Last week, the market exhaled on “in-line” inflation and a temporary pause in Middle East hostilities. We warned that the risk was of stability failing to hold.
That failure looks like it might be here.
As we head into the Asian open, the US-Iran ceasefire narrative is rapidly disintegrating. The Strait of Hormuz is no longer just “unresolved”; it’s broken. What makes this week dangerous is the setup. We are looking at a classic fundamental shock lying perfectly over a primed technical landscape.
The result: expect maximum volatility. The TACo trade is real. Unless diplomatic rhetoric is drastically dialled back before the US open, we are staring down the barrel of a violent gap opening.
Risk Reality Check:
Let’s talk about timing. Last week’s monthly options expiry window lined up perfectly with the Strait of Hormuz opening wide. Manipulation much? Perhaps. But the why matters less than the what.
When you combine a massive options unclenching with a weekend geopolitical shock, you remove the market’s shock absorbers. If the weekend developments hold, here is the likely path of least resistance:
- Oil: Likely rebounds. The supply threat is now a physical reality.
- The Dollar (USD): Sees some relief. The ultimate safe haven and liquidity sink when things break.
- Gold: Comes back under pressure. A surging dollar and potential margin-call liquidations often initially drag gold lower, despite the risk-off environment.
- Equities: Smashed. The “everything is fine” pricing from last week could violently reprice.
Concept of the Week: Gap Risk & Technical Confluence
Often, you will see perfect technical setups trigger precisely when “unpredictable” fundamental news hits. Is it planned? Is it the algorithm’s front-running probability?
It doesn’t matter. What matters is understanding Gap Risk.
When markets close on Friday, they lock in a specific view of the world. When the world changes over the weekend, Monday’s opening price “gaps” to catch up.

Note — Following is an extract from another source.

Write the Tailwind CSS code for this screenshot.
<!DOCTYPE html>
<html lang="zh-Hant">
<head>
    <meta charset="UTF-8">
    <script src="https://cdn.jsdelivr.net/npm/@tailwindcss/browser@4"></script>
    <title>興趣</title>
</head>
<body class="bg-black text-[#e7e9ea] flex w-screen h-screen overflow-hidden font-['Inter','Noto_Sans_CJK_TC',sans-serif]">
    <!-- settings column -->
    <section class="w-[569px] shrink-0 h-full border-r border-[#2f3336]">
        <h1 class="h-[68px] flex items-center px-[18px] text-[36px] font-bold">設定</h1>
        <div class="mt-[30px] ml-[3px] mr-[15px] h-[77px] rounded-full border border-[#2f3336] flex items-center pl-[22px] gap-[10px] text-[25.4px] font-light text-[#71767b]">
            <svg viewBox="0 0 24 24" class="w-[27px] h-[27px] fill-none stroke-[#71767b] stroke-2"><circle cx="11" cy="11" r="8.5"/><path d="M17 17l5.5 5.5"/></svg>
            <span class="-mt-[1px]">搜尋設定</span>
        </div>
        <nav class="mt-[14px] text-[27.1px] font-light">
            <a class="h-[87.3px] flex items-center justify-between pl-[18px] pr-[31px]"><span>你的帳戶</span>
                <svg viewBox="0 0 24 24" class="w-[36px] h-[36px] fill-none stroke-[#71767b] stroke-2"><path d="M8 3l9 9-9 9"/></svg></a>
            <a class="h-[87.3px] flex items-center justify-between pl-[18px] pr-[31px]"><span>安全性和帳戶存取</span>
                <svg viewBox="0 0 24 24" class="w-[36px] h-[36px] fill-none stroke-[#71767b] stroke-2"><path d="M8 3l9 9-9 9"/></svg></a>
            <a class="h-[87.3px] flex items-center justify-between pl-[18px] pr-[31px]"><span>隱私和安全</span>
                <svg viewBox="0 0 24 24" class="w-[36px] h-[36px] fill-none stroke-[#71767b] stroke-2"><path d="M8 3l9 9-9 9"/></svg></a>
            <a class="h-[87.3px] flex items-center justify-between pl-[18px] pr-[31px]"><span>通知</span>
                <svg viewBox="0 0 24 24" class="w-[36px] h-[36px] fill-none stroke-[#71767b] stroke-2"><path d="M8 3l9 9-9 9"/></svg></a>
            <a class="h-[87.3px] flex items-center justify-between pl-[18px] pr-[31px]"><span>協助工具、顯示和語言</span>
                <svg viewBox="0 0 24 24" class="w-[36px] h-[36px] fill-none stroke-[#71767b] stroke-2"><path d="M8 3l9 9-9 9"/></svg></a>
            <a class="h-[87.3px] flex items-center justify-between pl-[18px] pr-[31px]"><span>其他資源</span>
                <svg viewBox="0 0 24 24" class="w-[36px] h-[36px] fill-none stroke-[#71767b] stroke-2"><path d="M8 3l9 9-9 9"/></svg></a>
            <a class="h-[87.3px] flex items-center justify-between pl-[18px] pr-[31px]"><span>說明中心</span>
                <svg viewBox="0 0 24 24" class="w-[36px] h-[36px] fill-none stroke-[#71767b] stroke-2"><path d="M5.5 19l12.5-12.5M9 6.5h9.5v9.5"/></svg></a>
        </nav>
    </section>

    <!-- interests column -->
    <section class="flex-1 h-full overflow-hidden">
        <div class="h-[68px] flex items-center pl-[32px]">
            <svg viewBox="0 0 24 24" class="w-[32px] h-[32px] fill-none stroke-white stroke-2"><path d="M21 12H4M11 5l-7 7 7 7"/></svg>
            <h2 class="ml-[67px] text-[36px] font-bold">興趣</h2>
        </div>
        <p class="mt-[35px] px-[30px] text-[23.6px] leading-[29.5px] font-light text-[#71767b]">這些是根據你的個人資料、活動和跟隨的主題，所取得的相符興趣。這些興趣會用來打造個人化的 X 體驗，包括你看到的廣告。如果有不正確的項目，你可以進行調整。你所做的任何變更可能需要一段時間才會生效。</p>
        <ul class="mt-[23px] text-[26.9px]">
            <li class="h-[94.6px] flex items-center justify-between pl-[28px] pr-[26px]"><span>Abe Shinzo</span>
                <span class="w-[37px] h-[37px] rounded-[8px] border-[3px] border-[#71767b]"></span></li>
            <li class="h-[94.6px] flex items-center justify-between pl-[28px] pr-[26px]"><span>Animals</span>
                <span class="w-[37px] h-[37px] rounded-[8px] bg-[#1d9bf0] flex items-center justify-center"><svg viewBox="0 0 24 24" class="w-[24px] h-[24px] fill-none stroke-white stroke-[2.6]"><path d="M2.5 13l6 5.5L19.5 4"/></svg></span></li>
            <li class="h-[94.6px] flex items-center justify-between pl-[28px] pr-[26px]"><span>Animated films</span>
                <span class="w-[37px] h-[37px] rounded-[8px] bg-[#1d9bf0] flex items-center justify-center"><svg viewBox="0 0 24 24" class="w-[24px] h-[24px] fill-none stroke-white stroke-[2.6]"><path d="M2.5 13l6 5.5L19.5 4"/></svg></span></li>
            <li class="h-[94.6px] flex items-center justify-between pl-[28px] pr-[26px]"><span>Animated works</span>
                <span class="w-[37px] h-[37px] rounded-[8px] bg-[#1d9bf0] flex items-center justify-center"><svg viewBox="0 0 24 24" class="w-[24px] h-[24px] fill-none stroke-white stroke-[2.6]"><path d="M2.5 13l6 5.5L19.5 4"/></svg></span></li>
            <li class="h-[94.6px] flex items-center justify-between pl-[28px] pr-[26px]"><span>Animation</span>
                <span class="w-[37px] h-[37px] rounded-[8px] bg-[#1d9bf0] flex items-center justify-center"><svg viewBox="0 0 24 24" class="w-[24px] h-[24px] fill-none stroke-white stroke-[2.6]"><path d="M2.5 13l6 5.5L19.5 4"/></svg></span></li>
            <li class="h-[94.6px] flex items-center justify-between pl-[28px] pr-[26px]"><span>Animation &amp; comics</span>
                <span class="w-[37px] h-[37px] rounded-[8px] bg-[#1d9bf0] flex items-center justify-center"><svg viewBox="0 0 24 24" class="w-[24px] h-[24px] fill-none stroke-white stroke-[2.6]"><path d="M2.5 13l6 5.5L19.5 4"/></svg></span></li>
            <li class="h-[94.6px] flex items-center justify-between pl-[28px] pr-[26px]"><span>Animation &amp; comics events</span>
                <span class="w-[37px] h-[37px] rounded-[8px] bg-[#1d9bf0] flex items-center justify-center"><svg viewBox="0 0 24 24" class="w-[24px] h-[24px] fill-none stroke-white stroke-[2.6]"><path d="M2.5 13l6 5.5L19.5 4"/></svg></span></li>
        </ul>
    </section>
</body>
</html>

Stop losses placed within that gap do not execute at your chosen price; they execute at the first available price after the open. This creates a cascade effect. This is exactly why you never leave naked risk on the table over a geopolitically tense weekend.
This Week’s Setup
The macro data this week will be viewed entirely through the lens of energy disruption and geopolitical fallout.
Geopolitical Watch: Ceasefire Expiry
- The Deadline: Whatever happens overnight, the initial US-Iran ceasefire was officially set to expire mid-week (April 22). So watch for escalating rhetoric from Tehran and Washington as the clock ticks down.

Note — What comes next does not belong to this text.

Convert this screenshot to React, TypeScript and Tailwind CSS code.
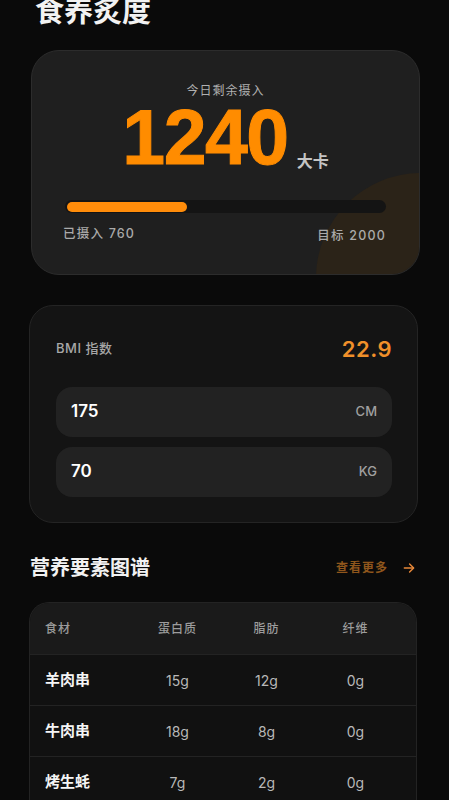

- The Trade: Oil is the direct lever. If it spikes violently, rate-cut expectations for 2026 will be on life support.
United States (USD)
- Flash PMIs (April 23): Headline growth matters less than the sub-components. Watch Prices Paid to see how fast energy is bleeding back into manufacturing costs.

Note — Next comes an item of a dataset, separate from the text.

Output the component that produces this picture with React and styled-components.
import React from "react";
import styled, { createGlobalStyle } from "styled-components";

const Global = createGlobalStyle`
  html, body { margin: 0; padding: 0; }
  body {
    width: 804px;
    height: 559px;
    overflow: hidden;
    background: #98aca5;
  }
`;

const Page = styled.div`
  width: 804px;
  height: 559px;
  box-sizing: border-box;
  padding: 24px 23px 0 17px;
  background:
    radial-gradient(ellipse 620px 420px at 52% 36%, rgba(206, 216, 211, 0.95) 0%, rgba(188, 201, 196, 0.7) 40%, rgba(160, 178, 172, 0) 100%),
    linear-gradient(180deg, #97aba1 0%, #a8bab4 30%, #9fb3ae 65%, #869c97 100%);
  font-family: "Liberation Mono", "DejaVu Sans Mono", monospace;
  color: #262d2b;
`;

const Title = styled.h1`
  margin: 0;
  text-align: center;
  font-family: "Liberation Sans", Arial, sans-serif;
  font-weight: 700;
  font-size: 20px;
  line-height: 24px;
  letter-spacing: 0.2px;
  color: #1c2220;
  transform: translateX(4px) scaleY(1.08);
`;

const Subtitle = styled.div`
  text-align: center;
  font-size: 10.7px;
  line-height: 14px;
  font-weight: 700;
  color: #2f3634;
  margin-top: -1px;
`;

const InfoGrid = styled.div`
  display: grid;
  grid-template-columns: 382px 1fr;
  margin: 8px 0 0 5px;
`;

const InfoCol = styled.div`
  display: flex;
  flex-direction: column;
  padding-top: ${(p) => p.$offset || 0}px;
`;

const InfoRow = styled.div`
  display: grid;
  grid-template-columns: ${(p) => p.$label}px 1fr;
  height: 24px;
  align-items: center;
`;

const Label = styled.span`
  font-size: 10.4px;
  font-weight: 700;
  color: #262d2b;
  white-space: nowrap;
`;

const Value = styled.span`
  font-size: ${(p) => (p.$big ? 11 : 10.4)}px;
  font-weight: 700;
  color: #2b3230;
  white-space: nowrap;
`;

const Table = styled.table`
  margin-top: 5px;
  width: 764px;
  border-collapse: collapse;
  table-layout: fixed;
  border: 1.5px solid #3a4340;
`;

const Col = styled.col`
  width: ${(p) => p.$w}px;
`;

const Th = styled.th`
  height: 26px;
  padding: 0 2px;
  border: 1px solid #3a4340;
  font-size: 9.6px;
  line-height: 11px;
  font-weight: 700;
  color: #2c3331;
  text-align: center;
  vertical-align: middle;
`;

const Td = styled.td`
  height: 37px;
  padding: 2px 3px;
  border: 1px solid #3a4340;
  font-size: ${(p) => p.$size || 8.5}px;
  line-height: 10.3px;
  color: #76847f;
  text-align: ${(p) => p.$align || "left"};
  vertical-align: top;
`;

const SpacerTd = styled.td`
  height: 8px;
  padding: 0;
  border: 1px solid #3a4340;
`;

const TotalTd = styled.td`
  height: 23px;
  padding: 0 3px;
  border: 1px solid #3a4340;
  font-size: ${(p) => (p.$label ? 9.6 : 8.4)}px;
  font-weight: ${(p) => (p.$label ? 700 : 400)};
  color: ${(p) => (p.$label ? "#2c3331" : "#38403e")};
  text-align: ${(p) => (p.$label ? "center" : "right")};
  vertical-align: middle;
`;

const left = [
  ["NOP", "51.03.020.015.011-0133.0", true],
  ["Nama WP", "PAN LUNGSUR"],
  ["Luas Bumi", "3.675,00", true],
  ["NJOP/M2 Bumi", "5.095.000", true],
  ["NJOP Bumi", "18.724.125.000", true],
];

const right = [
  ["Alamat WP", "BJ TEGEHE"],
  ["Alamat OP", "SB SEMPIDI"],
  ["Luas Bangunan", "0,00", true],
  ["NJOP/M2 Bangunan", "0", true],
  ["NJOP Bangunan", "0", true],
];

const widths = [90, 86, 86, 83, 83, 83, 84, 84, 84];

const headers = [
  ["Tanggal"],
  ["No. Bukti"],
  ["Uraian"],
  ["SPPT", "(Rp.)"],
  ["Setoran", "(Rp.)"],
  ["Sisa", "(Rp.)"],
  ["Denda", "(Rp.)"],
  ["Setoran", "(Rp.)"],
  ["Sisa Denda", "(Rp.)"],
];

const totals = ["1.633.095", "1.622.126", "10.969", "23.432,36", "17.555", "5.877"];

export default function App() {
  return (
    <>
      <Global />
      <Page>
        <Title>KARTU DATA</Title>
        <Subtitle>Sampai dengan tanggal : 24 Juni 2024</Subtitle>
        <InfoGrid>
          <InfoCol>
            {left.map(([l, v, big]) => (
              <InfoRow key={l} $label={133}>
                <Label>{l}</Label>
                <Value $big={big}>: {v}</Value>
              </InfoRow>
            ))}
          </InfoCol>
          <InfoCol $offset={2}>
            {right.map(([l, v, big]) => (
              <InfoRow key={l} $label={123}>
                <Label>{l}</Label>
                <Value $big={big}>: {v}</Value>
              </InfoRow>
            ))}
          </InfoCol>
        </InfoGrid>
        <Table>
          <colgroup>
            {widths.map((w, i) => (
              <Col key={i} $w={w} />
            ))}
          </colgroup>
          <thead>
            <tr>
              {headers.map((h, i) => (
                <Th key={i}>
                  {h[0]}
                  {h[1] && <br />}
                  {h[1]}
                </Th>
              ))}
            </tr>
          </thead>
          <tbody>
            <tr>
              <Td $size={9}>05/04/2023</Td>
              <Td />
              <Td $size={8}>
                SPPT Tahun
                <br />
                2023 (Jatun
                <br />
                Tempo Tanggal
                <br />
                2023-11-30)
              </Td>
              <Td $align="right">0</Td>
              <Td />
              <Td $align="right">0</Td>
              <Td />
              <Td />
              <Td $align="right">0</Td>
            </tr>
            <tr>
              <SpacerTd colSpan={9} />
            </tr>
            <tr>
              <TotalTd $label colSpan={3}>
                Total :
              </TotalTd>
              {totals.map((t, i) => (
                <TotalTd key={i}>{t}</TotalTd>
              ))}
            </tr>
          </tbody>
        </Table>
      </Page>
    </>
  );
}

- Liquidity Flows: Markets will be bracing for end-of-month PCE data next week, but right now, the dollar will primarily trade on pure safe-haven liquidity demands.
United Kingdom (GBP)
- UK CPI & Employment (April 21-22): The UK releases critical inflation and jobs data mid-week. In a fragile growth environment, an inflation print that surprises to the upside because of energy will crush the Gilts market.
Eurozone (EUR)
- Flash PMIs: Europe is the most exposed to energy shocks. Expect the EUR to be heavy against the Dollar as growth forecasts get rapidly revised down.
This is analysis, not financial advice. Always do your own research.